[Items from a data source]
***

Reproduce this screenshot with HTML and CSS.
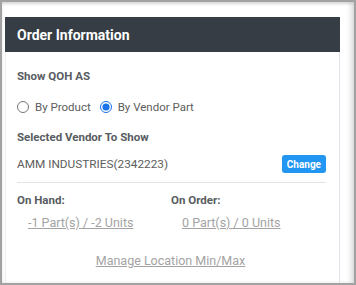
FILE: index.html
```html
<!DOCTYPE html>
<html lang="en">

<head>
  <meta charset="UTF-8">
  <meta name="viewport" content="width=device-width, initial-scale=1.0">
  <title>Order Information</title>
  <link rel="stylesheet" href="styles.css">
</head>

<body>
  <div class="window">
    <div class="panel">
      <!-- 标题栏 -->
      <div class="panel-header">Order Information</div>

      <div class="panel-body">
        <div class="label">Show QOH AS</div>
        <div class="radio-row">
          <label class="radio">
            <input type="radio" name="qoh">
            <span>By Product</span>
          </label>
          <label class="radio">
            <input type="radio" name="qoh" checked>
            <span>By Vendor Part</span>
          </label>
        </div>

        <div class="label">Selected Vendor To Show</div>
        <div class="vendor-row">
          <span class="vendor">AMM INDUSTRIES(2342223)</span>
          <button class="btn-change">Change</button>
        </div>

        <div class="stock">
          <div class="stock-col">
            <div class="label">On Hand:</div>
            <a class="link" href="#">-1 Part(s) / -2 Units</a>
          </div>
          <div class="stock-col">
            <div class="label">On Order:</div>
            <a class="link" href="#">0 Part(s) / 0 Units</a>
          </div>
        </div>

        <div class="manage">
          <a class="link" href="#">Manage Location Min/Max</a>
        </div>
      </div>
    </div>
  </div>
</body>

</html>
```

FILE: styles.css
```css
/* 整体布局 */
body {
  margin: 0;
  font-family: Roboto, "Liberation Sans", sans-serif;
  background-color: #fff;
}

.window {
  box-sizing: border-box;
  width: 356px;
  height: 285px;
  border: 2px solid #a2a2a2;
  padding: 15px 14px 0 3px;
  background-color: #fff;
  box-shadow: inset 0 2px 3px rgba(0, 0, 0, 0.12), inset -4px 0 4px rgba(0, 0, 0, 0.1);
  overflow: hidden;
}

/* 面板 */
.panel {
  height: 100%;
  border-right: 1px solid #e2e2ea;
  border-left: 1px solid #ececf0;
}

.panel-header {
  height: 35px;
  line-height: 36px;
  padding: 0 12px;
  margin-left: -1px;
  margin-right: -1px;
  background-color: #363d44;
  color: #fff;
  font-size: 14px;
  font-weight: 700;
}

.panel-body {
  padding: 16px 13px 0 11px;
}

.label {
  font-size: 11.5px;
  font-weight: 700;
  color: #575c61;
  line-height: 16px;
}

/* 单选按钮 */
.radio-row {
  display: flex;
  align-items: center;
  gap: 9px;
  margin: 15px 0 14px;
  height: 16px;
}

.radio {
  display: flex;
  align-items: center;
  gap: 6px;
  font-size: 11.5px;
  color: #5d5d5d;
}

.radio input {
  margin: 0;
  width: 12px;
  height: 12px;
  accent-color: #1a73e8;
}

/* 供应商 */
.vendor-row {
  display: flex;
  align-items: center;
  justify-content: space-between;
  margin-top: 10px;
  padding-bottom: 9px;
  border-bottom: 1px solid #e4e4e8;
}

.vendor {
  font-size: 11.8px;
  color: #5d5d5d;
}

.btn-change {
  height: 18px;
  padding: 0 5px;
  border: none;
  border-radius: 3px;
  background-color: #2196f3;
  color: #fff;
  font-family: Roboto, "Liberation Sans", sans-serif;
  font-size: 10px;
  font-weight: 700;
  cursor: pointer;
}

/* 库存 */
.stock {
  display: flex;
  margin-top: 9px;
}

.stock-col {
  width: 154px;
}

.stock-col .link {
  display: inline-block;
  margin: 7px 0 0 11px;
}

.link {
  font-size: 12.5px;
  color: #a3a3a3;
  text-decoration: underline;
}

.manage {
  text-align: center;
  margin-top: 19px;
  padding-right: 2px;
}
```
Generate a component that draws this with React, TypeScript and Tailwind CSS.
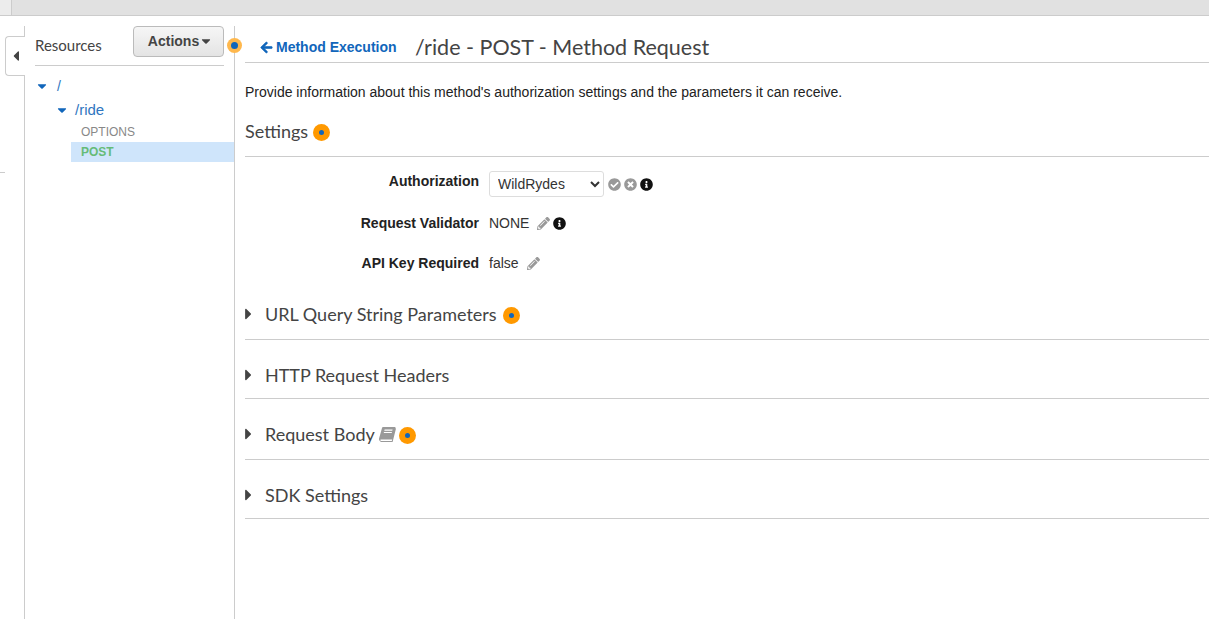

***

#### [WORK TO DO]
Reproduce the data word for word, excluding its pictures.

#### [OUTPUT]
Reproduce this screenshot with HTML and CSS.
FILE: index.html
```html
<!DOCTYPE html>
<html lang="en">

<head>
  <meta charset="UTF-8">
  <meta name="viewport" content="width=device-width, initial-scale=1.0">
  <title>Order Information</title>
  <link rel="stylesheet" href="styles.css">
</head>

<body>
  <div class="window">
    <div class="panel">
      <!-- 标题栏 -->
      <div class="panel-header">Order Information</div>

      <div class="panel-body">
        <div class="label">Show QOH AS</div>
        <div class="radio-row">
          <label class="radio">
            <input type="radio" name="qoh">
            <span>By Product</span>
          </label>
          <label class="radio">
            <input type="radio" name="qoh" checked>
            <span>By Vendor Part</span>
          </label>
        </div>

        <div class="label">Selected Vendor To Show</div>
        <div class="vendor-row">
          <span class="vendor">AMM INDUSTRIES(2342223)</span>
          <button class="btn-change">Change</button>
        </div>

        <div class="stock">
          <div class="stock-col">
            <div class="label">On Hand:</div>
            <a class="link" href="#">-1 Part(s) / -2 Units</a>
          </div>
          <div class="stock-col">
            <div class="label">On Order:</div>
            <a class="link" href="#">0 Part(s) / 0 Units</a>
          </div>
        </div>

        <div class="manage">
          <a class="link" href="#">Manage Location Min/Max</a>
        </div>
      </div>
    </div>
  </div>
</body>

</html>
```

FILE: styles.css
```css
/* 整体布局 */
body {
  margin: 0;
  font-family: Roboto, "Liberation Sans", sans-serif;
  background-color: #fff;
}

.window {
  box-sizing: border-box;
  width: 356px;
  height: 285px;
  border: 2px solid #a2a2a2;
  padding: 15px 14px 0 3px;
  background-color: #fff;
  box-shadow: inset 0 2px 3px rgba(0, 0, 0, 0.12), inset -4px 0 4px rgba(0, 0, 0, 0.1);
  overflow: hidden;
}

/* 面板 */
.panel {
  height: 100%;
  border-right: 1px solid #e2e2ea;
  border-left: 1px solid #ececf0;
}

.panel-header {
  height: 35px;
  line-height: 36px;
  padding: 0 12px;
  margin-left: -1px;
  margin-right: -1px;
  background-color: #363d44;
  color: #fff;
  font-size: 14px;
  font-weight: 700;
}

.panel-body {
  padding: 16px 13px 0 11px;
}

.label {
  font-size: 11.5px;
  font-weight: 700;
  color: #575c61;
  line-height: 16px;
}

/* 单选按钮 */
.radio-row {
  display: flex;
  align-items: center;
  gap: 9px;
  margin: 15px 0 14px;
  height: 16px;
}

.radio {
  display: flex;
  align-items: center;
  gap: 6px;
  font-size: 11.5px;
  color: #5d5d5d;
}

.radio input {
  margin: 0;
  width: 12px;
  height: 12px;
  accent-color: #1a73e8;
}

/* 供应商 */
.vendor-row {
  display: flex;
  align-items: center;
  justify-content: space-between;
  margin-top: 10px;
  padding-bottom: 9px;
  border-bottom: 1px solid #e4e4e8;
}

.vendor {
  font-size: 11.8px;
  color: #5d5d5d;
}

.btn-change {
  height: 18px;
  padding: 0 5px;
  border: none;
  border-radius: 3px;
  background-color: #2196f3;
  color: #fff;
  font-family: Roboto, "Liberation Sans", sans-serif;
  font-size: 10px;
  font-weight: 700;
  cursor: pointer;
}

/* 库存 */
.stock {
  display: flex;
  margin-top: 9px;
}

.stock-col {
  width: 154px;
}

.stock-col .link {
  display: inline-block;
  margin: 7px 0 0 11px;
}

.link {
  font-size: 12.5px;
  color: #a3a3a3;
  text-decoration: underline;
}

.manage {
  text-align: center;
  margin-top: 19px;
  padding-right: 2px;
}
```
Generate a component that draws this with React, TypeScript and Tailwind CSS.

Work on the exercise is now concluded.